Au nord de Paris, une arrière-cour située sur une ancienne parcelle maraîchère cernée d’immeubles et de végétation abrite un bâtiment hors normes : une maison individuelle conçue comme un « laboratoire expérimental » grâce au désir de ses propriétaires, au savoir-faire et à la savante imagination de l’agence R&Sie(n).
Créée en 1989, à Paris, par les architectes François Roche et Stéphanie Lavaux, l’agence s’est spécialisée dans l’exploration de l’architecture organique, c’est-à-dire « organisme mutant qui interagit avec son contexte ».
Parmi ses dernières réalisations, « I’mlostinParis »est une maison en béton banché traditionnel, cachée par un voile de chlorophylle à la structure raffinée. « À cause des résistances et malgré une morphologie qui, contrairement à d’autres projets, semble peu complexe, il a fallu cinq ans pour obtenir l’autorisation du voisinage, afin de déposer le permis de construire », regrette François Roche.
Construit sur deux niveaux (130 m2 au total), le bâtiment accueille un atelier salon et une cuisine au rez-de-chaussée entièrement décloisonné. L’étage comprend trois chambres et deux salles de bains dont les cloisons sont ouvertes en partie supérieure, afin « d’éviter une “ insularisation ” domestique, où chaque membre de la famille se claquemure, se recroqueville dans son espace », souligne l’architecte.
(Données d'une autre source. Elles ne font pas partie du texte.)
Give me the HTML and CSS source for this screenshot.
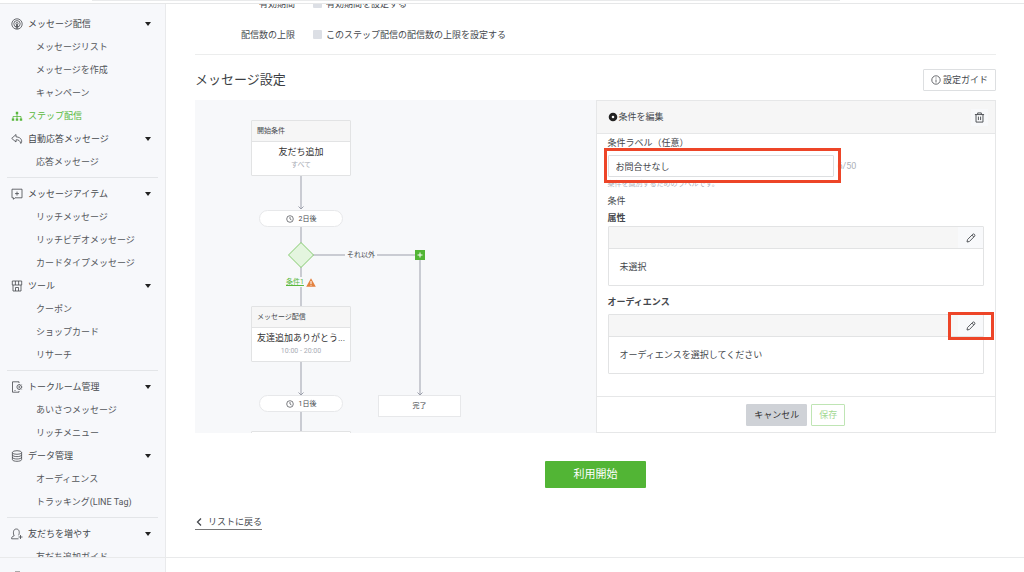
FILE: index.html
```html
<!DOCTYPE html>
<html lang="ja">
<head>
<meta charset="utf-8">
<title>ステップ配信</title>
<link rel="stylesheet" href="styles.css">
</head>
<body>
<div class="app">
  <div class="topbar"><div class="topbar-tab"></div></div>
  <div class="shell">
    <nav class="sidebar">
      <ul class="menu">
        <li><button class="menu-head" type="button"><svg class="icon" viewBox="0 0 12 12"><circle cx="6" cy="6" r="5.2"/><circle cx="6" cy="5.8" r="3.2"/><circle cx="6" cy="5.6" r="1.1"/><path d="M5.2 11 5.5 7h1l.3 4"/></svg>メッセージ配信<span class="caret"></span></button></li>
        <li><a class="menu-sub" href="#">メッセージリスト</a></li>
        <li><a class="menu-sub" href="#">メッセージを作成</a></li>
        <li><a class="menu-sub" href="#">キャンペーン</a></li>
        <li><a class="menu-head active" href="#"><svg class="icon" viewBox="0 0 12 12"><path d="M6 4v5M2 9V6.500h8V9"/><path class="solid" d="M4.800 1.800h2.400v2.400H4.800zM.8 8.500h2.400v2.300H.8zM4.800 8.500h2.400v2.300H4.800zM8.800 8.500h2.400v2.300H8.800z"/></svg>ステップ配信</a></li>
        <li><button class="menu-head" type="button"><svg class="icon" viewBox="0 0 12 12"><path d="M5 1.500.7 5.400 5 9V6.800c2.500-.2 4 .8 4.800 3.700 1.700-1.500 1.400-6.300-4.800-6.700z"/></svg>自動応答メッセージ<span class="caret"></span></button></li>
        <li><a class="menu-sub" href="#">応答メッセージ</a></li>
      </ul>
      <ul class="menu">
        <li><button class="menu-head" type="button"><svg class="icon" viewBox="0 0 12 12"><path d="M1 1.200h10v8.600H4L2.500 11.300V9.800H1zM6 3.600v4M4 5.600h4"/></svg>メッセージアイテム<span class="caret"></span></button></li>
        <li><a class="menu-sub" href="#">リッチメッセージ</a></li>
        <li><a class="menu-sub" href="#">リッチビデオメッセージ</a></li>
        <li><a class="menu-sub" href="#">カードタイプメッセージ</a></li>
        <li><button class="menu-head" type="button"><svg class="icon" viewBox="0 0 12 12"><path d="M1.300 1h9.400v4H1.300zM4.400 1v4M7.600 1v4M2 5v6h8V5M4.500 11V7.500h3V11"/></svg>ツール<span class="caret"></span></button></li>
        <li><a class="menu-sub" href="#">クーポン</a></li>
        <li><a class="menu-sub" href="#">ショップカード</a></li>
        <li><a class="menu-sub" href="#">リサーチ</a></li>
      </ul>
      <ul class="menu">
        <li><button class="menu-head" type="button"><svg class="icon" viewBox="0 0 12 12"><path d="M8 2V.8H1.500v10.400H8V10M3.500 9.500h1"/><circle cx="8.200" cy="6" r="2.300"/><circle cx="8.200" cy="6" r=".5"/><path d="M8.200 3v.8M8.200 8.200V9M10.400 6h.9M10 4.200l.6-.6M10 7.800l.6.6"/></svg>トークルーム管理<span class="caret"></span></button></li>
        <li><a class="menu-sub" href="#">あいさつメッセージ</a></li>
        <li><a class="menu-sub" href="#">リッチメニュー</a></li>
        <li><button class="menu-head" type="button"><svg class="icon" viewBox="0 0 12 12"><ellipse cx="6" cy="2.500" rx="4.600" ry="1.800"/><path d="M1.400 2.500v7c0 2.400 9.200 2.400 9.200 0v-7M1.400 4.800c0 2.400 9.200 2.400 9.200 0M1.400 7.200c0 2.400 9.200 2.400 9.200 0"/></svg>データ管理<span class="caret"></span></button></li>
        <li><a class="menu-sub" href="#">オーディエンス</a></li>
        <li><a class="menu-sub" href="#">トラッキング(LINE Tag)</a></li>
      </ul>
      <ul class="menu">
        <li><button class="menu-head" type="button"><svg class="icon" viewBox="0 0 12 12"><path d="M7.500 10.800H.6c0-2 .8-2.300 2.600-3C2 6 1.800 1 5.300 1s3.400 4.500 2.200 6.300M9.500 7v4M7.500 9h4"/></svg>友だちを増やす<span class="caret"></span></button></li>
        <li><a class="menu-sub" href="#">友だち追加ガイド</a></li>
      </ul>
    </nav>

    <main class="content">
      <div class="settings">
        <div class="setting">
          <span class="setting-name">有効期間</span>
          <label class="check"><input type="checkbox" disabled>有効期間を設定する</label>
        </div>
        <div class="setting">
          <span class="setting-name">配信数の上限</span>
          <label class="check"><input type="checkbox" disabled>このステップ配信の配信数の上限を設定する</label>
        </div>
      </div>

      <div class="section-head">
        <h2>メッセージ設定</h2>
        <button class="btn guide" type="button"><svg class="icon-s" viewBox="0 0 10 10"><circle cx="5" cy="5" r="4.200"/><path d="M5 4.500v3M5 2.500v1"/></svg>設定ガイド</button>
      </div>

      <div class="workspace">
        <div class="canvas">
          <svg class="wires" width="400" height="332" viewBox="0 0 400 332">
            <path d="M106 76v33M106 127v50M106 187v108M106 312v20M118 155h32M182 155h38M225 160v135"/>
            <path d="M103.500 106.500l2.500 2.500 2.500-2.500M103.500 292.500l2.500 2.500 2.500-2.500M222.500 292.500l2.500 2.500 2.500-2.500"/>
            <path class="diamond" d="M106 142.500 118.500 155 106 167.500 93.500 155z"/>
          </svg>
          <div class="node card start"><div class="card-head">開始条件</div><div class="card-body"><b>友だち追加</b><small>すべて</small></div></div>
          <div class="node pill wait-1"><svg class="clock" viewBox="0 0 8 8"><circle cx="4" cy="4" r="3.300"/><path d="M4 2v2l1.500 1"/></svg>2日後</div>
          <div class="node otherwise">それ以外</div>
          <button class="node add" type="button" aria-label="追加"><svg viewBox="0 0 10 10"><path d="M5 2.500v5M2.500 5h5"/></svg></button>
          <div class="node branch"><a href="#">条件1</a><svg class="warn" viewBox="0 0 10 9"><path class="tri" d="M5 .3 9.800 8.700H.2z"/><path class="mark" d="M5 3v3M5 6.800v.9"/></svg></div>
          <div class="node card message"><div class="card-head">メッセージ配信</div><div class="card-body"><b>友達追加ありがとう...</b><small>10:00 - 20:00</small></div></div>
          <div class="node pill wait-2"><svg class="clock" viewBox="0 0 8 8"><circle cx="4" cy="4" r="3.300"/><path d="M4 2v2l1.500 1"/></svg>1日後</div>
          <div class="node done">完了</div>
          <div class="node card next"></div>
        </div>

        <form class="editor">
          <div class="editor-head">
            <svg class="icon-s" viewBox="0 0 10 10"><circle class="dot" cx="5" cy="5" r="2.800"/></svg>
            <span>条件を編集</span>
            <button class="icon-btn trash" type="button" aria-label="削除"><svg viewBox="0 0 12 12"><path d="M1 2.800h10M4 2.800V1h4v1.800M2.200 2.800V11h7.600V2.800M4.800 5v3.800M7.200 5v3.800"/></svg></button>
          </div>
          <div class="editor-body">
            <label class="field-label" for="cond-label">条件ラベル（任意）</label>
            <div class="field">
              <input id="cond-label" class="text-input" type="text" value="お問合せなし">
              <span class="counter">6/50</span>
              <span class="mark-box mark-field"></span>
            </div>
            <p class="help">条件を識別するためのラベルです。</p>
            <p class="cond">条件</p>
            <h3 class="group-title">属性</h3>
            <section class="group">
              <div class="group-head"><button class="icon-btn edit" type="button" aria-label="属性を編集"><svg viewBox="0 0 10 10"><path d="M1 9 1.500 6.600 6.800 1.200c1-.9 2.800.7 1.900 1.900L3.400 8.500zM6 2.200 7.900 4"/></svg></button></div>
              <p class="group-body">未選択</p>
            </section>
            <h3 class="group-title audience">オーディエンス</h3>
            <section class="group">
              <div class="group-head"><button class="icon-btn edit" type="button" aria-label="オーディエンスを編集"><svg viewBox="0 0 10 10"><path d="M1 9 1.500 6.600 6.800 1.200c1-.9 2.800.7 1.900 1.900L3.400 8.500zM6 2.200 7.900 4"/></svg></button><span class="mark-box mark-edit"></span></div>
              <p class="group-body">オーディエンスを選択してください</p>
            </section>
          </div>
          <div class="editor-foot">
            <button class="btn cancel" type="button">キャンセル</button>
            <button class="btn save" type="button">保存</button>
          </div>
        </form>
      </div>

      <button class="launch" type="button">利用開始</button>
      <a class="back" href="#"><svg viewBox="0 0 8 10"><path d="M6 1.500 2.500 5 6 8.500"/></svg>リストに戻る</a>
    </main>
  </div>
  <div class="bottom"><div class="bottom-side"><span class="bottom-icon"></span></div></div>
</div>
</body>
</html>
```
FILE: styles.css
```css
* { box-sizing: border-box; }
body, h2, h3, p, ul { margin: 0; padding: 0; }
body {
  font: 9px/18px Roboto, "Noto Sans CJK JP", sans-serif;
  color: #45484d;
  background: #fff;
}
button, input { font: inherit; color: inherit; }
button { cursor: pointer; }
a { color: inherit; text-decoration: none; }
svg { fill: none; stroke: currentColor; flex: none; }

.app { display: flex; flex-direction: column; height: 100vh; overflow: hidden; }
.topbar { flex: none; height: 4px; border-bottom: 1px solid #e6e7e8; }
.topbar-tab { height: 1px; margin: 0 18% 0 9%; background: #e9eaeb; }
.shell { flex: 1; min-height: 0; display: flex; }

.sidebar {
  flex: none;
  width: 166px;
  padding: 8px 7px 0;
  overflow: hidden;
  background: #f7f8fb;
  border-right: 1px solid #e9eaec;
}
.menu { list-style: none; }
.menu + .menu { margin-top: 4px; padding-top: 4px; border-top: 1px solid #e3e5e8; }
.menu-head, .menu-sub { display: flex; align-items: center; width: 100%; height: 23px; }
.menu-head { gap: 5px; padding: 0 7px 0 4px; border: 0; background: none; text-align: left; }
.menu-sub { padding-left: 29px; color: #54575c; }
.menu .active { color: #59b83c; }
.icon { width: 12px; height: 12px; stroke-width: 0.8; }
.solid { fill: currentColor; stroke: none; }
.caret {
  margin-left: auto;
  border: 3px solid transparent;
  border-top: 4px solid #222;
  border-bottom: 0;
}

.content { flex: 1; min-width: 0; padding: 0 28px 0 29px; overflow: hidden; }
.settings { margin-top: -16px; padding-bottom: 4px; border-bottom: 1px solid #eceded; }
.setting { display: grid; grid-template-columns: 100px 1fr; gap: 18px; height: 31px; align-items: center; }
.setting-name { text-align: right; }
.check { display: flex; align-items: center; gap: 4px; }
.check input { appearance: none; width: 9px; height: 9px; margin: 0; border-radius: 1px; background: #dcdfe5; }

.section-head { display: flex; align-items: center; justify-content: space-between; height: 45px; padding-top: 4px; }
h2 { font-size: 13px; font-weight: 400; line-height: 20px; color: #3c3f44; }
.btn {
  display: flex;
  align-items: center;
  justify-content: center;
  gap: 2px;
  height: 22px;
  padding: 0 7px;
  border: 1px solid #dddfe1;
  border-radius: 1px;
  background: #fff;
}
.icon-s { width: 10px; height: 10px; stroke-width: 0.8; }

.workspace { display: grid; grid-template-columns: 1fr 1fr; }
.canvas { position: relative; min-height: 332px; overflow: hidden; background: #f7f8fa; }
.wires { position: absolute; top: 0; left: 0; stroke: #9c9fab; }
.diamond { fill: #e4f5df; stroke: #85cb70; }
.node { position: absolute; font-size: 7px; line-height: 12px; }
.card { left: 56px; width: 100px; height: 56px; border: 1px solid #e2e3e4; border-radius: 1px; background: #fff; }
.card-head { height: 21px; padding: 0 5px; line-height: 20px; background: #f6f6f6; border-bottom: 1px solid #e2e3e4; }
.card-body { padding-top: 3px; text-align: center; white-space: nowrap; }
.card-body b { display: block; font-size: 9px; line-height: 14px; font-weight: 400; color: #333; }
.card-body small { display: block; font-size: 7px; color: #a9acb5; }
.start { top: 20px; }
.message { top: 206px; }
.next { top: 331px; }
.pill {
  display: flex;
  align-items: center;
  justify-content: center;
  gap: 5px;
  left: 64px;
  width: 84px;
  height: 17px;
  border: 1px solid #e7e8ea;
  border-radius: 9px;
  background: #fff;
}
.wait-1 { top: 110px; }
.wait-2 { top: 295px; }
.clock { width: 8px; height: 8px; stroke-width: 0.7; }
.otherwise { top: 149px; left: 151px; width: 30px; text-align: center; white-space: nowrap; }
.add { top: 150px; left: 220px; width: 10px; height: 10px; padding: 0; border: 0; background: #52b535; color: #fff; }
.add svg { display: block; width: 10px; height: 10px; }
.branch { display: flex; align-items: center; gap: 2px; top: 176px; left: 91px; color: #59b83c; }
.branch a { text-decoration: underline; }
.warn { width: 10px; height: 9px; stroke: none; }
.tri { fill: #e3813f; }
.mark { stroke: #fff; }
.done { top: 295px; left: 183px; width: 83px; height: 22px; border: 1px solid #e7e8ea; background: #fff; line-height: 20px; text-align: center; }

.editor { border: 1px solid #e6e7e8; }
.editor-head { display: flex; align-items: center; gap: 1px; height: 33px; padding: 0 7px 0 11px; background: #f6f6f6; border-bottom: 1px solid #e6e7e8; }
.dot { stroke: #222; stroke-width: 3; }
.icon-btn { display: grid; place-items: center; padding: 0; border: 0; background: #f8f9fb; }
.trash { width: 17px; height: 17px; margin-left: auto; }
.trash svg { width: 11px; height: 11px; }
.editor-body { padding: 0 11px 22px 11px; }
.field-label { display: block; }
.field { position: relative; display: flex; align-items: center; gap: 4px; margin-top: 3px; }
.text-input { width: 226px; height: 22px; padding: 0 7px; border: 1px solid #dddfe1; border-radius: 1px; background: #fff; }
.counter { color: #adb1b8; }
.mark-box { position: absolute; border: 3px solid #ed4528; pointer-events: none; }
.mark-field { top: -7px; left: -4px; width: 237px; height: 35px; }
.help { font-size: 7px; line-height: 14px; color: #b0b3bb; }
.cond { margin-top: 1px; }
.group-title { font-size: 9px; line-height: 16px; font-weight: 700; }
.audience { margin: 8px 0 4px; }
.group { border: 1px solid #e2e3e4; border-radius: 1px; }
.group-head { position: relative; display: flex; justify-content: flex-end; height: 22px; background: #f6f6f6; border-bottom: 1px solid #e2e3e4; }
.edit { width: 25px; }
.edit svg { width: 10px; height: 10px; stroke-width: 0.9; }
.mark-edit { top: -3px; right: -11px; width: 46px; height: 28px; }
.group-body { padding: 9px 11px; }
.editor-foot { display: flex; justify-content: center; gap: 4px; padding: 7px 0 6px; border-top: 1px solid #e6e7e8; }
.cancel { border-color: #cfd2d7; background: #cfd2d7; color: #333; }
.save { border-color: #bfe5b4; color: #a3d893; }

.launch {
  display: block;
  width: 101px;
  height: 27px;
  margin: 28px auto 27px;
  padding: 0;
  border: 0;
  border-radius: 1px;
  background: #52b535;
  color: #fff;
  font-size: 11px;
}
.back { display: inline-flex; align-items: center; gap: 5px; height: 15px; border-bottom: 1px solid #777; }
.back svg { width: 8px; height: 10px; stroke-width: 1.300; }

.bottom { flex: none; height: 15px; border-top: 1px solid #e9eaeb; }
.bottom-side { display: flex; align-items: flex-end; width: 166px; height: 100%; padding-left: 15px; background: #f7f8fb; border-right: 1px solid #e9eaec; }
.bottom-icon { width: 5px; height: 1px; background: #aaa; }
```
Isolation thermique monobloc
« Le projet s’enchâsse, s’infiltre, vient s’extraire et extraire sa réalité d’une situation végétale préexistante, d’une logique », explique François Roche, qui a signé un contrat de confidentialité avec les propriétaires.
Cette famille d’artistes avec deux adolescents souhaitait préserver des zones de vie classiques, intimes, à travers une structure contemporaine qui ne se substitue pas aux fantasmes d’un architecte. « Il s’agissait également de trouver une esthétique qui leur permette à la fois de profiter du regard et de se mettre à distance du voisinage, un peu à la manière du film d’Alfred Hitchcock “ Fenêtre sur cour ” ». Un passage public où circulent les résidents des nombreux bâtiments proches est, en effet, situé à 3 mètres devant la maison. « D’où une stratégie d’enveloppement, de couches d’oignon de l’intérieur à l’extérieur, de stratifications entre des banchages de béton, des isolations par l’extérieur, des tissus plastiques », précise François Roche.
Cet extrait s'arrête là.